The Rockies led the NL with a .280 batting average, but have managed just two runs in losing the first two games to Boston. Colorado is hitting .180 as a team heading into Game 3 on Saturday night at Coors Field.
Perhaps a change is in order?
``I'm thinking through some things,'' manager Clint Hurdle said. ``Anytime we get challenged offensively, you always need to rethink things and look at your options.''
The Rockies could possibly move Kaz Matsui up a spot to lead off and slide shortstop Troy Tulowitzki into the No. 2 slot. That's what the team did when Taveras missed time at the end of the season with his quadriceps injury.
But Taveras doesn't think a lineup change is necessary. He thinks the Rockies should keep the lineup the same. He likes the speed he and Matsui bring to the top of the lineup.

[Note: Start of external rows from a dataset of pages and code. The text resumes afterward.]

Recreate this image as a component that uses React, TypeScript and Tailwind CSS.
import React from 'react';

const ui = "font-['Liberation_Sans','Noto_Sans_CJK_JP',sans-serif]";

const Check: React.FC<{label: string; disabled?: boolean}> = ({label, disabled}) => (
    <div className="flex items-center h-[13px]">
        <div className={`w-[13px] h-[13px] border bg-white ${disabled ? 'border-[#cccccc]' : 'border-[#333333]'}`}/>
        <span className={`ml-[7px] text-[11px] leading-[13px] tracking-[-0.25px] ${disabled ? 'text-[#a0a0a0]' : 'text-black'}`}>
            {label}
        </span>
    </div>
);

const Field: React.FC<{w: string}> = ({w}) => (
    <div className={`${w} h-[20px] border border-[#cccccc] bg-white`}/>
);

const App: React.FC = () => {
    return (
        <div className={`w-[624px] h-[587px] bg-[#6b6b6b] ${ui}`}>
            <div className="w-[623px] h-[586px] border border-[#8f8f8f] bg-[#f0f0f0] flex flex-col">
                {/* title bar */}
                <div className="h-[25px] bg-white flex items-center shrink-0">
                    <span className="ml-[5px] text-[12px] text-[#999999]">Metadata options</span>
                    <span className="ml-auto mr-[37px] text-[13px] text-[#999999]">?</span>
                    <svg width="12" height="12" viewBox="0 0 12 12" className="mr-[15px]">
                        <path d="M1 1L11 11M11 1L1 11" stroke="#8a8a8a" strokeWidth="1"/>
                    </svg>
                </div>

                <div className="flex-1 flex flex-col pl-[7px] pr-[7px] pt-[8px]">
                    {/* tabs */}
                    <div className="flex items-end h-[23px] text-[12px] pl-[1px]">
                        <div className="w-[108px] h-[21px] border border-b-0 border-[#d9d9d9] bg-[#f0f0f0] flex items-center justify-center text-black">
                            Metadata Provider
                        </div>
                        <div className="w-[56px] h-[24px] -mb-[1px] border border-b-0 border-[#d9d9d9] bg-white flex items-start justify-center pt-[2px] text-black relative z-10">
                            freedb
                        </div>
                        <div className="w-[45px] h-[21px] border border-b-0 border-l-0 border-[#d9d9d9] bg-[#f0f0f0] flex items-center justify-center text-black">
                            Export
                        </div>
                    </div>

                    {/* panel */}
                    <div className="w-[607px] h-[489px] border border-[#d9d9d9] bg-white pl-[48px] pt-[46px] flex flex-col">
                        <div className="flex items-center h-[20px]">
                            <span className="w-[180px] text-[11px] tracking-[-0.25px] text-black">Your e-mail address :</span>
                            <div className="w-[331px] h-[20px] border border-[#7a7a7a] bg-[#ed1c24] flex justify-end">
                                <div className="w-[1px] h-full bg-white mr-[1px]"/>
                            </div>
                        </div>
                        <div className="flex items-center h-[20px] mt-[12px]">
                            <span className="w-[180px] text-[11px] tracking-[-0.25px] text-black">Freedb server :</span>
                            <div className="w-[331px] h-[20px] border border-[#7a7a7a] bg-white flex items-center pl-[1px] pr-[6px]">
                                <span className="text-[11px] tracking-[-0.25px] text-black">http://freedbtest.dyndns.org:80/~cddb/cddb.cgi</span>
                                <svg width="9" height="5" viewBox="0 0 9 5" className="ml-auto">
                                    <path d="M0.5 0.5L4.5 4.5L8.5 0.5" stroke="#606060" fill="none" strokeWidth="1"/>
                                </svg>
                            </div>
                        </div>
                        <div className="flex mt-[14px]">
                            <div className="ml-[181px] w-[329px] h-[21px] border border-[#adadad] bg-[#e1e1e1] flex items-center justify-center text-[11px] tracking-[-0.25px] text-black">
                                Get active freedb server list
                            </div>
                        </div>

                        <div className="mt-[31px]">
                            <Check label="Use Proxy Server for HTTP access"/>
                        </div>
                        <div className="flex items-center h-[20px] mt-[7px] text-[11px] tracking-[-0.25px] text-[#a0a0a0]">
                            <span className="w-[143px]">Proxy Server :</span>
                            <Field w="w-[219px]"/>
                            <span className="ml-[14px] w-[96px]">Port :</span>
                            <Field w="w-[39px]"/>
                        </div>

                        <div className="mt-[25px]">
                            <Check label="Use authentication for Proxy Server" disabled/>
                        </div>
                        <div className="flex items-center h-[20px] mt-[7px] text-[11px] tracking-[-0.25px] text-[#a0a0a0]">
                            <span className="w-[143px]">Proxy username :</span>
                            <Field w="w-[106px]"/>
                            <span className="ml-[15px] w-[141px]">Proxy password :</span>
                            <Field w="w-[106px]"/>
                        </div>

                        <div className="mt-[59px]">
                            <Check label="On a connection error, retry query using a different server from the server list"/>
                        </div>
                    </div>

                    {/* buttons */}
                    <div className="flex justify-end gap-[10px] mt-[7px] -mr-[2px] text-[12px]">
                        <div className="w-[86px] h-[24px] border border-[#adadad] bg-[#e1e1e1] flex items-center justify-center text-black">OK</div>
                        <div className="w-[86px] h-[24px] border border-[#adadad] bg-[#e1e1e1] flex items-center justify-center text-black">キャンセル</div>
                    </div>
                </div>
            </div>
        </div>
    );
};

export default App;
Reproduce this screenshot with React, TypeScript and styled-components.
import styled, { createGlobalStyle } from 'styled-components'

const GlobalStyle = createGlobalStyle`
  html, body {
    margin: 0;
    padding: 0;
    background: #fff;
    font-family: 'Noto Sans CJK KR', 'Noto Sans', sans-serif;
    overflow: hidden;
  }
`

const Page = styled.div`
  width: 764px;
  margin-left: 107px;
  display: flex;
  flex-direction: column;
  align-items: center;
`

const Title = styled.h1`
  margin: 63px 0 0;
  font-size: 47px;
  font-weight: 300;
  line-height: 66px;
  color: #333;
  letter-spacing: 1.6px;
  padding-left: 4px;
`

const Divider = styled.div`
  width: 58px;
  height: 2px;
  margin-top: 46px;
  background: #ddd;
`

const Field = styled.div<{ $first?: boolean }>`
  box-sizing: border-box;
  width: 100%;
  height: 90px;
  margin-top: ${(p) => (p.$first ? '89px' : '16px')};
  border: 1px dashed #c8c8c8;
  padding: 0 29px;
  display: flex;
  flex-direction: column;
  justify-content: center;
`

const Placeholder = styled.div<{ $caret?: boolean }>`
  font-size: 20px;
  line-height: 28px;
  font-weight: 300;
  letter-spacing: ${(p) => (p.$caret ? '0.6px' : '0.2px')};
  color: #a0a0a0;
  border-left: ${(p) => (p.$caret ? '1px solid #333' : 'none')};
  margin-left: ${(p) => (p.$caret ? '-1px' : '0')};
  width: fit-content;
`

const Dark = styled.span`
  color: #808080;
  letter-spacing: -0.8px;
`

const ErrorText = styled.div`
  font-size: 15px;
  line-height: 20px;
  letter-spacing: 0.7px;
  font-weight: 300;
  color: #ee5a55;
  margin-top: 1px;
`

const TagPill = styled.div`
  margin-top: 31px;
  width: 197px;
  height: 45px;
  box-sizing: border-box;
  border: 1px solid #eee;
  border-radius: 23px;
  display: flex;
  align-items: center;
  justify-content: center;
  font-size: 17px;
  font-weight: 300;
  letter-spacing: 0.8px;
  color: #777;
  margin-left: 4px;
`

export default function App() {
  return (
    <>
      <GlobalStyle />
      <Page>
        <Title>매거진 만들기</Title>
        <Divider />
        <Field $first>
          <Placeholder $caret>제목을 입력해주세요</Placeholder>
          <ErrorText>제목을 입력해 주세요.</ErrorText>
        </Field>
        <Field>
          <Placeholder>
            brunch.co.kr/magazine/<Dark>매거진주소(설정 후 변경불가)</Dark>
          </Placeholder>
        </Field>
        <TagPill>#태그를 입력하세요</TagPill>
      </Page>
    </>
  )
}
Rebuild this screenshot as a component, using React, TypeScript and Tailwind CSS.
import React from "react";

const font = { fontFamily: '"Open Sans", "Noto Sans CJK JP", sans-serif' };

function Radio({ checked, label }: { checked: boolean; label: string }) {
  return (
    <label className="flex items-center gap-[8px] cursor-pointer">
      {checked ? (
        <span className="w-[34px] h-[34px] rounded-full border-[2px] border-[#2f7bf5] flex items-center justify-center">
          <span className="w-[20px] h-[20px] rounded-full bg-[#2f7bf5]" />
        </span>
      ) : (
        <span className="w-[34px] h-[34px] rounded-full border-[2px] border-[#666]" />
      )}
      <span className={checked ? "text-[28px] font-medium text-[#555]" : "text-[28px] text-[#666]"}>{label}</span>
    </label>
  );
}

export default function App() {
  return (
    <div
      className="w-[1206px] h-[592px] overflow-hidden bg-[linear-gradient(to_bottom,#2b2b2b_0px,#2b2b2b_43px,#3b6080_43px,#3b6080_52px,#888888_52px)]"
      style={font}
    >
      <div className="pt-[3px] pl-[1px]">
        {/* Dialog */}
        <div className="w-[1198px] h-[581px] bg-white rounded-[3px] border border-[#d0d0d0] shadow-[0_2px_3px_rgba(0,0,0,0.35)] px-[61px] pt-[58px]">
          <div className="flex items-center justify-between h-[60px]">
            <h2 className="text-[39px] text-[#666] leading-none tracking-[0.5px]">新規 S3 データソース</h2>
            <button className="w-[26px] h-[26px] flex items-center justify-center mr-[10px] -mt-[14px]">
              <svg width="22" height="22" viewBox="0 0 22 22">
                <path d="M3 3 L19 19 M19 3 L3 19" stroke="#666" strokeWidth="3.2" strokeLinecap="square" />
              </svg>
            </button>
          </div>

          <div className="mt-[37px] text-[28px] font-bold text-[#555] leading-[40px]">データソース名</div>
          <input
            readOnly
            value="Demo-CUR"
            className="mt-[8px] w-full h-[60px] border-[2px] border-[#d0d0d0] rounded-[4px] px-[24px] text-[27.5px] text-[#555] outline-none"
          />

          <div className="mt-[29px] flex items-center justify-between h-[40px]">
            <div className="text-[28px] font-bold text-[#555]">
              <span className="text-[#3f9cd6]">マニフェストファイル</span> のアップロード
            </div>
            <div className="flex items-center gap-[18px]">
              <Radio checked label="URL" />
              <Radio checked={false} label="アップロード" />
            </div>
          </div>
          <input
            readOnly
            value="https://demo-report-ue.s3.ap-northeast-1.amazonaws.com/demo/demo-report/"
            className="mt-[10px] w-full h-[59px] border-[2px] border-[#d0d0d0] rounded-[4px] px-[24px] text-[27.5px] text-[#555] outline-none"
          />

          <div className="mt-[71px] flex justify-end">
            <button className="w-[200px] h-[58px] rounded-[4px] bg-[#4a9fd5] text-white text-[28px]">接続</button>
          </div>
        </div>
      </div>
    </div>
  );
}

``This has worked before,'' said Taveras, who's hitting .120 in the postseason. ``This can work. We have a lot of guys who can hit.''
Hard to tell since their eight-day layoff leading into the Series. The Rockies have struck out 22 times in the first two games of the series.
The Rockies simply couldn't replicate Red Sox aces Josh Beckett and Curt Schilling through simulated games.
``There's only so much you can do,'' Rockies hitting coach Alan Cockrell said of the time off. ``There's nothing like going out and playing. But we're very close. Very, very close to getting our timing and rhythm back.''
Spilborghs said he thinks the team just needs a hit off the end of the bat that falls in, or a broken-bat single, or anything else to break loose.
``We don't need it to pad our egos, just to get something going,'' said Spilborghs, who struck out three times looking in Game 2. ``Just something.''
Said Garrett Atkins: ``We're one good inning away from getting our confidence back offensively. We're going to need a big inning to get back in this series.''
The Rockies aren't accustomed to a losing streak. They had won 21 of 22 coming into the World Series. The team hadn't lost consecutive road games since Aug. 27-28 at San Francisco.
``It's a little shocking,'' Tulowitzki said. ``You don't now how to react now. We became used to winning and used to shaking hands, coming into the clubhouse and playing music and celebrating after wins. To come in and have it dead quiet? It's like, 'Hey, what's going on here?' It's definitely different.''
Yet he doesn't have any easy solutions for the team's hitting woes.
``If I did, I'd let these guys know what the trick was. Hopefully, we can get our bats going and make it a series here,'' he said.
Matsui had a simplistic explanation for Colorado's recent struggles.
``Sometimes, we can hit,'' he said through a translator. ``Sometimes, we can't. No team hits all the time.''
At this point, the Rockies would settle for some of the time.